Category Archives: Research & Technology

the meatworld strikes back

I’ve recently noticed a strange discontent online. It looks like this: the physical world is making some kind of comeback.

I thought at first that it was just me, and the last two months I’ve spent in Taiwan on an intensive Chinese summer program. Typing in Chinese (these days, at least) is simple and commonplace: so much so that there has been an observable phenomenon of Chinese ‘character amnesia‘ exacerbated by overreliance on computers for writing in Chinese. Certainly my school didn’t require work to be handwritten. But still: I’d spend hours writing and rewriting my essays by hand, in an effort to bind muscle memory to the work of language learning — to put the words I was learning into my very body. The quiet succession of brushstrokes, as words and sentences inched their way across the page (right to left!), became meditative, hypnotic. I learned by making, creating, doing. Typing was insufficient: the words I’d try to learn slid right out of my head. And just reading — the silent, head-echo sort which by many accounts is a relatively modern practice — is no good way to master any language at all, to say nothing of Chinese.
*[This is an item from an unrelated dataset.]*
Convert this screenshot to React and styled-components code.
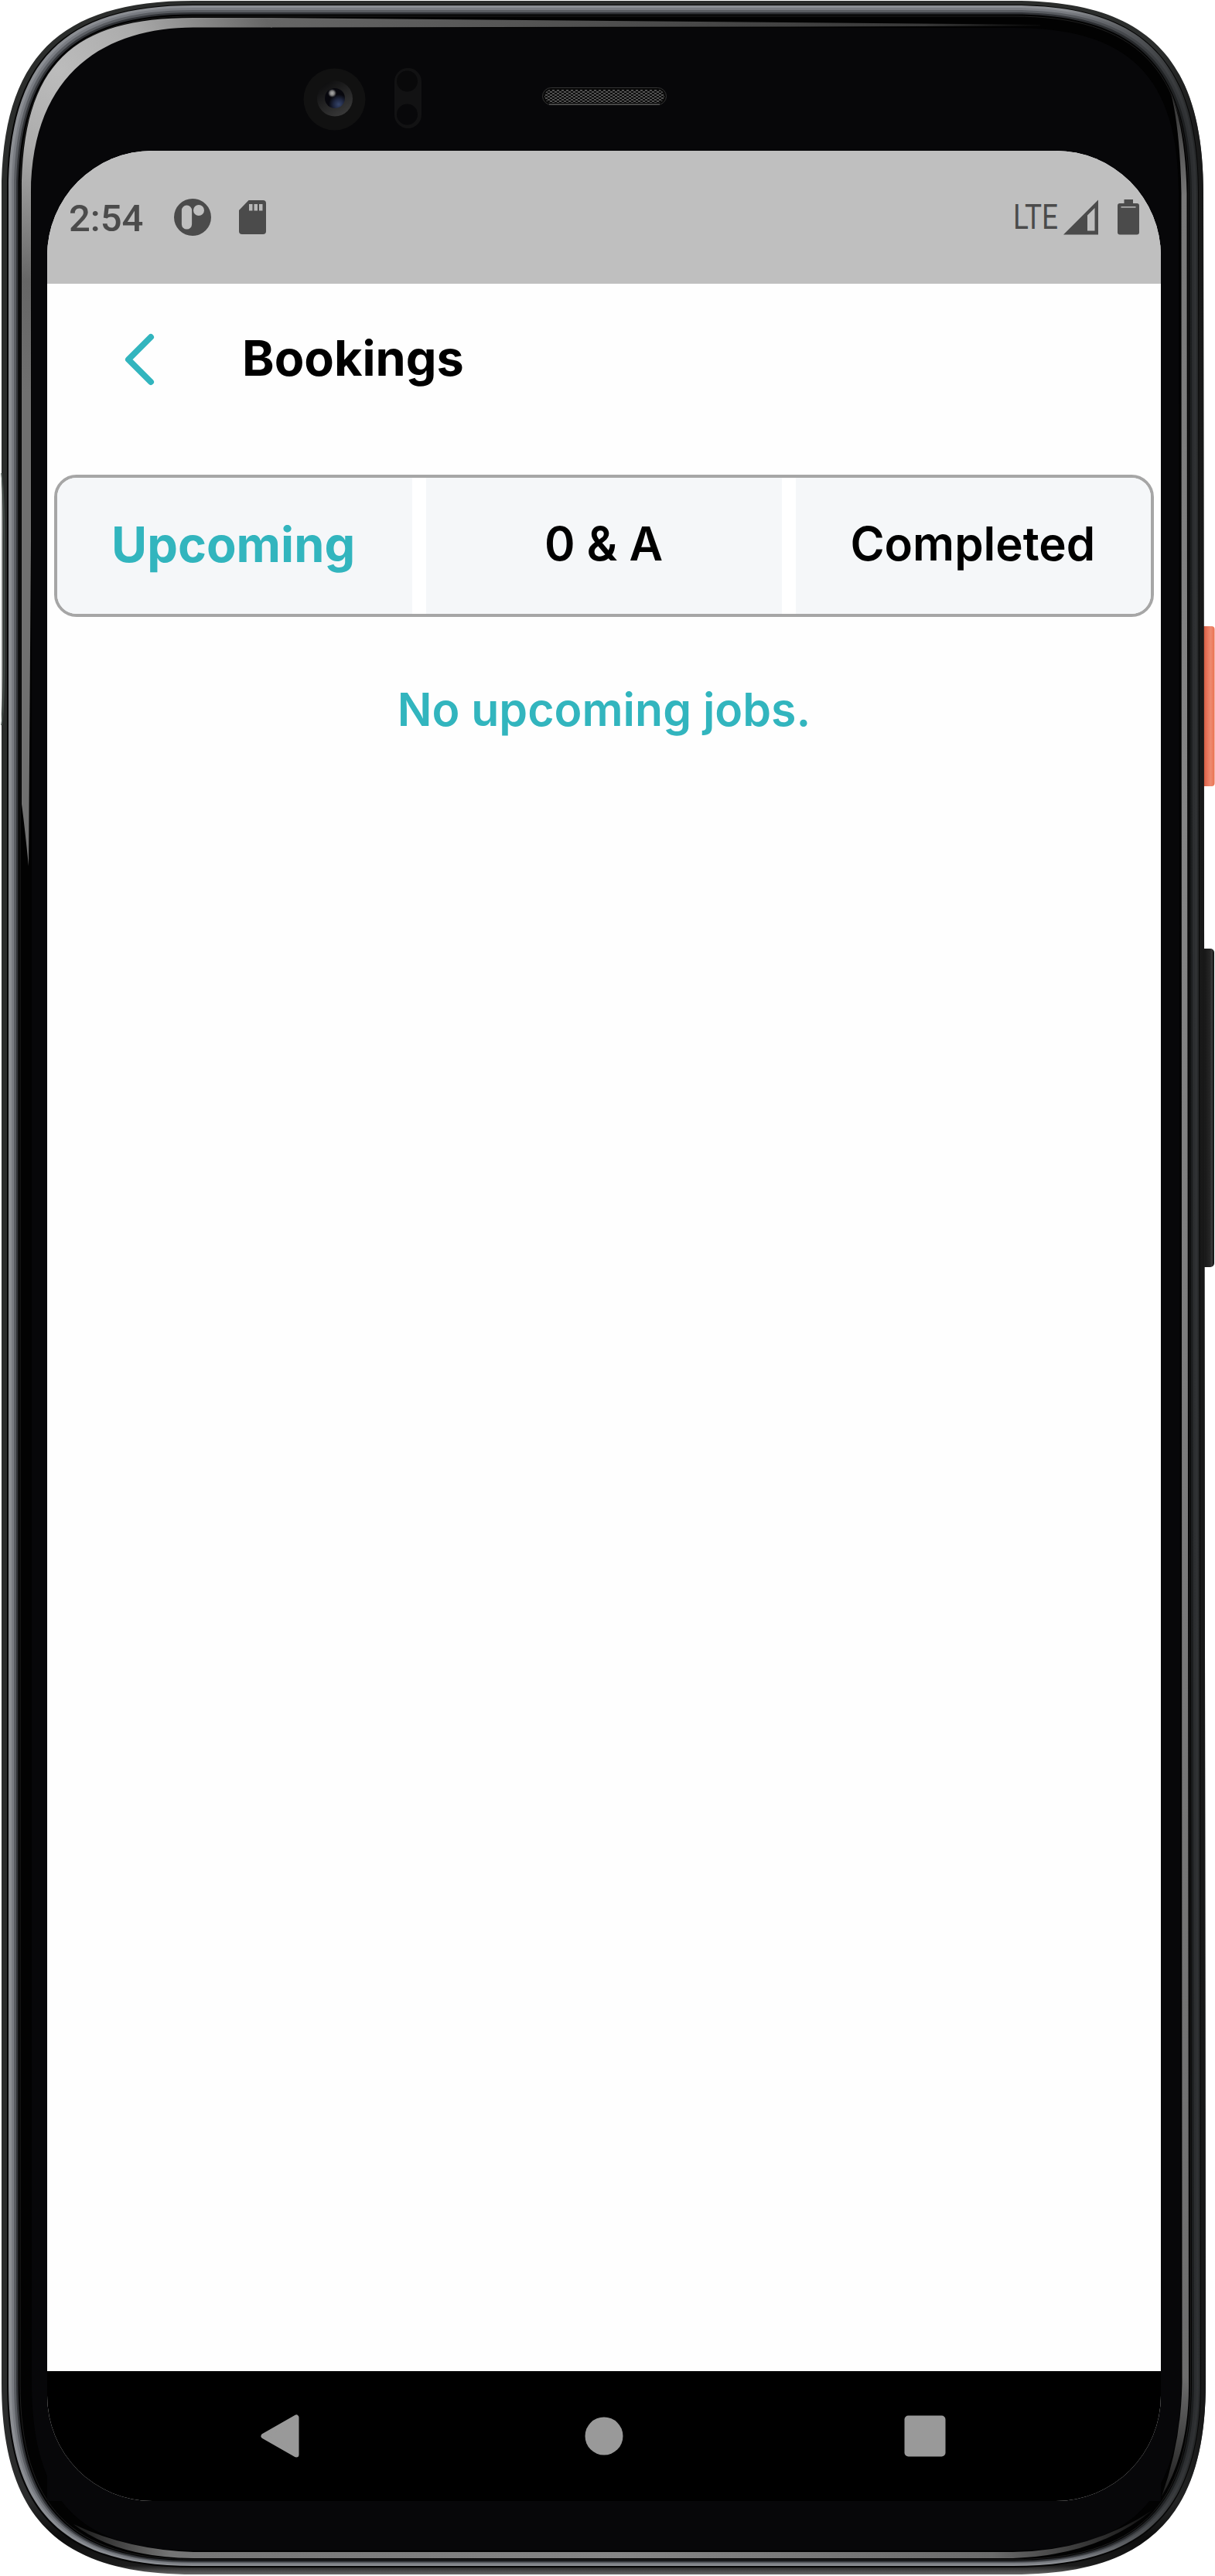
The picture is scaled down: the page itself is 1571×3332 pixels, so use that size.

So in Taiwan, I carefully selected and bought paper notebooks; I bought a pencil case, and filled it with pens which I used to fill my notebooks with words and meanings. The joy of writing spilled over into other areas. I began working on my research primary sources by hand; I arrived at a workflow of curious hybridity. I had photographs of archival material which I’d ransacked, desaturated in Photoshop, compressed, turned into PDFs, deposited into Dropbox and downloaded onto my iPad. But in Taiwan, I’d take that iPad into my favourite cafe, prop it up on my Bookchair and write notes into a projectbook. In blue ink. In fact, as I write this, a short essay of mine on DevonThink and historical research is going to press this October in the American Historical Association’s Perspectives. Among many things, it states my own uncertainty in the paperless dream.

I thought it was just me. But I’ve noticed it surfacing now more frequently, and I realized that I’ve been noticing it for a long time. Suddenly it seems like all my information streams, many of whom were on the cutting edge of every technological advance, have been starting to whisper: maybe, just maybe, we need to get back — just a little bit — to the physical.

Over here, a ‘Little Printer’, for which advance orders opened today: it’s a tiny printer which lives in your home, bringing you your own personalised digest of media subscriptions printed out on tiny receipts — ‘a timely, beautiful miniature newspaper’. The rebirth of the hard copy: a redaction of the paperless dream.

Over there, the observation that capturing thoughts on an iPhone is an incredibly tedious series of actions from ‘slide to unlock’ to ‘enter code’ to ‘open note program’ to ‘add new note’ — by which time the best fleeting thoughts are little more than a deflated snarl (god, what did I want to write here again?) He’s right: very few things are more frictionless than a scrap of paper to hand.

Over here, the observation that being on top of information all the time forecloses rather than feeds conversation. Disconnection is an opportunity for connection. ‘Did you hear the latest news?’ ‘No — tell me.’ Over there, some time ago, a similar thought: fast from information. And everywhere, a steady stream of Facebook deactivations, or else those who set up new accounts in an exasperated cull for ‘actual’ friends, or else those who, ensnared, continue while waxing cynical about the unbearable flatness of the online social world.

Cynicism, rather than thrill. When phrased like that, it’s a familiar story: what product, what rockstar, what book, what explanatory hypothesis does not go through such revisionism? But I think it would be wrong to view this as a step backward. Perhaps it’s not that we need to ‘get back’ to the physical, so much as discover, or invent, balance. I love the way Matt Webb, inventor of the Little Printer, put it: ‘We need to stop thinking about the physical and the digital as separate realms’. Isn’t this a precis for the 21st century? the story of DRM, of the crisis of the newspaper industry, of QR codes, of Netflix’s Qwikster debacle, of tenure review in the digital humanities, of Foursquare and Etsy… Yes, perhaps we do need, now, to reconcile ourselves to the persistence and interdependence of both, and to brace and innovate for a hybrid world, which may yet prove to be greater than the sum of its parts.